* WORK TO BE COMPLETED:
Identify all lines below that hold "React" and collect them.

* PROVIDED DATA:
+ + +

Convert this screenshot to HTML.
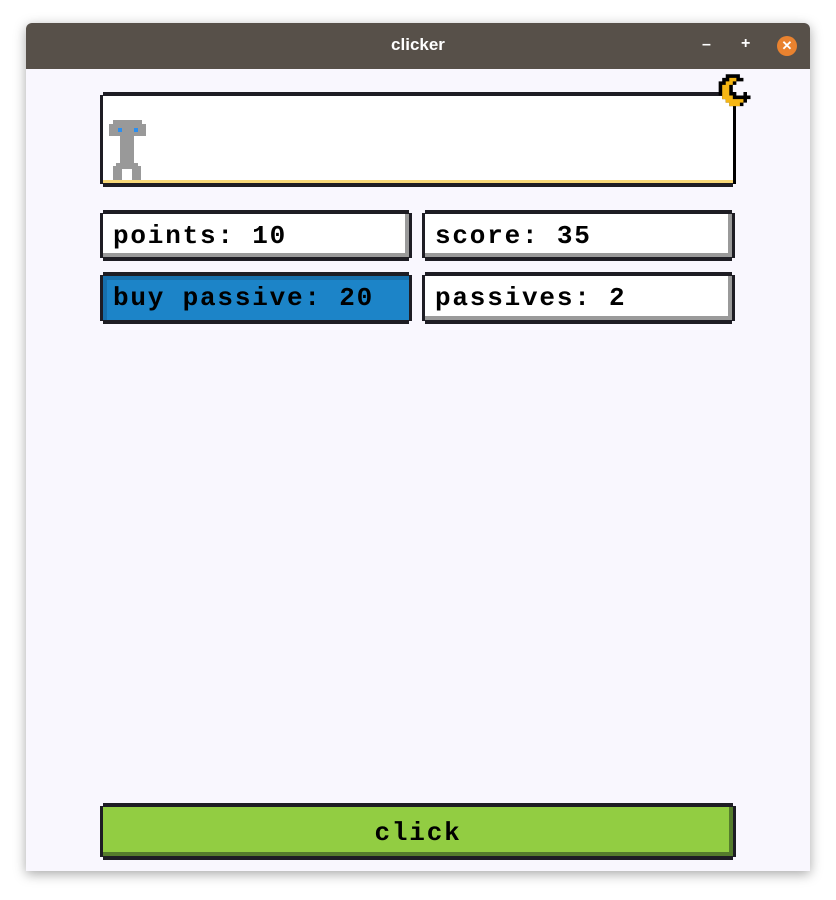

+ + +

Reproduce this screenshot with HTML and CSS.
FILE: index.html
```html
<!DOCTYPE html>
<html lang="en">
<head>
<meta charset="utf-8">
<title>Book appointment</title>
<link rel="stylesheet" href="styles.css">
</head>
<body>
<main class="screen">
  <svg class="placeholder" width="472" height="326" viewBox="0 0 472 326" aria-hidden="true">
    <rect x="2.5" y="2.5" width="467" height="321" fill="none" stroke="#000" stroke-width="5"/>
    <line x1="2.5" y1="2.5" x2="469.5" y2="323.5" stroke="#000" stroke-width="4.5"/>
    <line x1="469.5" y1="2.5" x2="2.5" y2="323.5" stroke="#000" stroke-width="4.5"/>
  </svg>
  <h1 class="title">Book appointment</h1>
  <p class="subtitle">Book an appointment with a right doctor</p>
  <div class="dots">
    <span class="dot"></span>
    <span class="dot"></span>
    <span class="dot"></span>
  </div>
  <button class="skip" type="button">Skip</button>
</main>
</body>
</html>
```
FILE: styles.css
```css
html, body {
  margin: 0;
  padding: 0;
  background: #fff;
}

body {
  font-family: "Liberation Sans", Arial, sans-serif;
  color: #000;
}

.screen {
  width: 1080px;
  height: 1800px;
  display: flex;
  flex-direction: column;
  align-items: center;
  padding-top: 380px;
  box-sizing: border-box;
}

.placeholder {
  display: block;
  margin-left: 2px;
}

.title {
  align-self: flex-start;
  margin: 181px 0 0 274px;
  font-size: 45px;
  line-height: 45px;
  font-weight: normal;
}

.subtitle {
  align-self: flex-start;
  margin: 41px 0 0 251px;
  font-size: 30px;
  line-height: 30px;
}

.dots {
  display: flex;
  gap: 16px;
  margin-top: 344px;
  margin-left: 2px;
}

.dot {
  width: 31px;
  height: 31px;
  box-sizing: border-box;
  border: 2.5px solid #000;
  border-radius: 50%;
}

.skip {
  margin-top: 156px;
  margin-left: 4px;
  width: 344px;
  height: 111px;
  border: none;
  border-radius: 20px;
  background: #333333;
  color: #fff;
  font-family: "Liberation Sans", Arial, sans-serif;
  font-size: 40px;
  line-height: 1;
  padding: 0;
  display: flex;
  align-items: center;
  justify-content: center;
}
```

+ + +

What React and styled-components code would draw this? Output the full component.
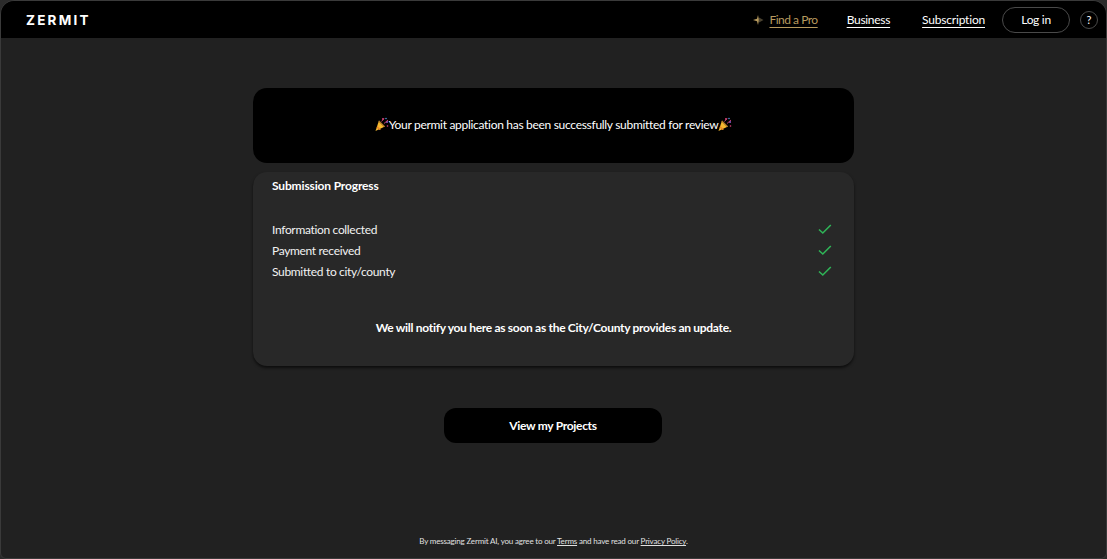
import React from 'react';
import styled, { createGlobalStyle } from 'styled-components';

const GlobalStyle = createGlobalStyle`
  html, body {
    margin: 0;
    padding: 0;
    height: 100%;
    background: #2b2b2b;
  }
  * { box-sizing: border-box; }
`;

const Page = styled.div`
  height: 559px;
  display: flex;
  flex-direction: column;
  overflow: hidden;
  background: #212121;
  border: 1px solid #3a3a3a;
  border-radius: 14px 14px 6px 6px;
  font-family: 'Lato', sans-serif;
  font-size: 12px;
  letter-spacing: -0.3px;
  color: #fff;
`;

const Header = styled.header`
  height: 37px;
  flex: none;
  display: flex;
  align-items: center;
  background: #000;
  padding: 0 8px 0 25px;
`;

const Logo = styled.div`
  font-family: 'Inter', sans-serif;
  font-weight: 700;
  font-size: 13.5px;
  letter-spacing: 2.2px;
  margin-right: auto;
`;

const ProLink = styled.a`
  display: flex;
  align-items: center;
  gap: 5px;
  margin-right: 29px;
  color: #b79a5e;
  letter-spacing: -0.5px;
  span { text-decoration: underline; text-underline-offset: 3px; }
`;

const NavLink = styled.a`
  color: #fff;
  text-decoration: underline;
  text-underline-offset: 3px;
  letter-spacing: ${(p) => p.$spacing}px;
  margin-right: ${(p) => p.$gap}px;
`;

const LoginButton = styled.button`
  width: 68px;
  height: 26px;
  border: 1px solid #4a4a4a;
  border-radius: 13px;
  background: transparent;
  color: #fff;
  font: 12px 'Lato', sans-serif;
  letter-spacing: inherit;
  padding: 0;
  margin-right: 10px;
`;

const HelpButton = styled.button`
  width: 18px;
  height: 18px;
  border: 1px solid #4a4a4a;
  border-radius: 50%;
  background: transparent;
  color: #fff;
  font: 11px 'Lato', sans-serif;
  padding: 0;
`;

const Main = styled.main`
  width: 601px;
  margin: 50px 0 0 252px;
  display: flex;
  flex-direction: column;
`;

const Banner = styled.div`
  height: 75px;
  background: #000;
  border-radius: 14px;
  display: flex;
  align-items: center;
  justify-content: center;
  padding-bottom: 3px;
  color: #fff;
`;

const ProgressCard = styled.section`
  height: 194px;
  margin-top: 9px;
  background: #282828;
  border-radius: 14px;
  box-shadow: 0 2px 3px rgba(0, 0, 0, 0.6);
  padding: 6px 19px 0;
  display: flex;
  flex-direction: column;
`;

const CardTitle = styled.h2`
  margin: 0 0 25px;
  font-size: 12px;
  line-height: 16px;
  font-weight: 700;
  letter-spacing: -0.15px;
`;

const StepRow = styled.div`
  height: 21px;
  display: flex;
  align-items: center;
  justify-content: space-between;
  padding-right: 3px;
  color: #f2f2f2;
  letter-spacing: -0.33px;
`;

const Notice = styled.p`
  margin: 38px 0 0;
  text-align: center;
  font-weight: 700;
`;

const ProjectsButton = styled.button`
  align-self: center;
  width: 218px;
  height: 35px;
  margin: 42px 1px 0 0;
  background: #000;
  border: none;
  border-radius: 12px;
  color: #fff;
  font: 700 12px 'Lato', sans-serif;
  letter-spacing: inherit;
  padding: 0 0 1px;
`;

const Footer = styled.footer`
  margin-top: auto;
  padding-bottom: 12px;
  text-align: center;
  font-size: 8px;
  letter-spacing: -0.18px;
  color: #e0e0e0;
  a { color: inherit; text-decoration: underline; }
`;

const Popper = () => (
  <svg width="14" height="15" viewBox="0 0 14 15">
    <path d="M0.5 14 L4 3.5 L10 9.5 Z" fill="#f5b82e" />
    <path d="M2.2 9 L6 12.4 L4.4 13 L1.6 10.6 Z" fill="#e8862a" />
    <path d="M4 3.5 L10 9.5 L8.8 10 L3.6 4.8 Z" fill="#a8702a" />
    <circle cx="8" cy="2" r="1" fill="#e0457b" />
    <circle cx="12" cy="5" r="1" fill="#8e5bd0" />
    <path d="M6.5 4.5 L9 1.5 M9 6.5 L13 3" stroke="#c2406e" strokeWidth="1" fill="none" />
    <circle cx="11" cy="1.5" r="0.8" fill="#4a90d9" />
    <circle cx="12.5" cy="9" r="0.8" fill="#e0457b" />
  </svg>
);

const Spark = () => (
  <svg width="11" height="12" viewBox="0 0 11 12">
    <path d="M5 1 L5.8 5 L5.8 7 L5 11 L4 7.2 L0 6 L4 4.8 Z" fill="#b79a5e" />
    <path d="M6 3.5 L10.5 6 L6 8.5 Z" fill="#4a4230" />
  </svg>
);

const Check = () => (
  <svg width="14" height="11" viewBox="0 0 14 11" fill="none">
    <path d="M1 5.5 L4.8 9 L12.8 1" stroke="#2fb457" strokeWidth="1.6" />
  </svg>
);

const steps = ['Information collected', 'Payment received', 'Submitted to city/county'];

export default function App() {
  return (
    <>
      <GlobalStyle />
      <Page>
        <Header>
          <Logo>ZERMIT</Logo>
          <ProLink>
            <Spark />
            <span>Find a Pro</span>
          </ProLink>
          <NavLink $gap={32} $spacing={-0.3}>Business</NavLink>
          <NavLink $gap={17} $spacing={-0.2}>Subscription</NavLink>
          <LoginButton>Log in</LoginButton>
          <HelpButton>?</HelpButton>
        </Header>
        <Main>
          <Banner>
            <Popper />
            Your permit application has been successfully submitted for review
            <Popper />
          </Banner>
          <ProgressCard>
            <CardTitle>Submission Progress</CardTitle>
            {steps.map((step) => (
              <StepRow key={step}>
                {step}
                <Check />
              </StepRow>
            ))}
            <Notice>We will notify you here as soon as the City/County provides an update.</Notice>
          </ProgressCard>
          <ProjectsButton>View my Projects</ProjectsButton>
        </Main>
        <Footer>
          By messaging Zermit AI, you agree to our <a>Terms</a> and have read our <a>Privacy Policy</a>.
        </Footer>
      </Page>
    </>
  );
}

+ + +

* RESPONSE TO THE TASK:
What React and styled-components code would draw this? Output the full component.
import React from 'react';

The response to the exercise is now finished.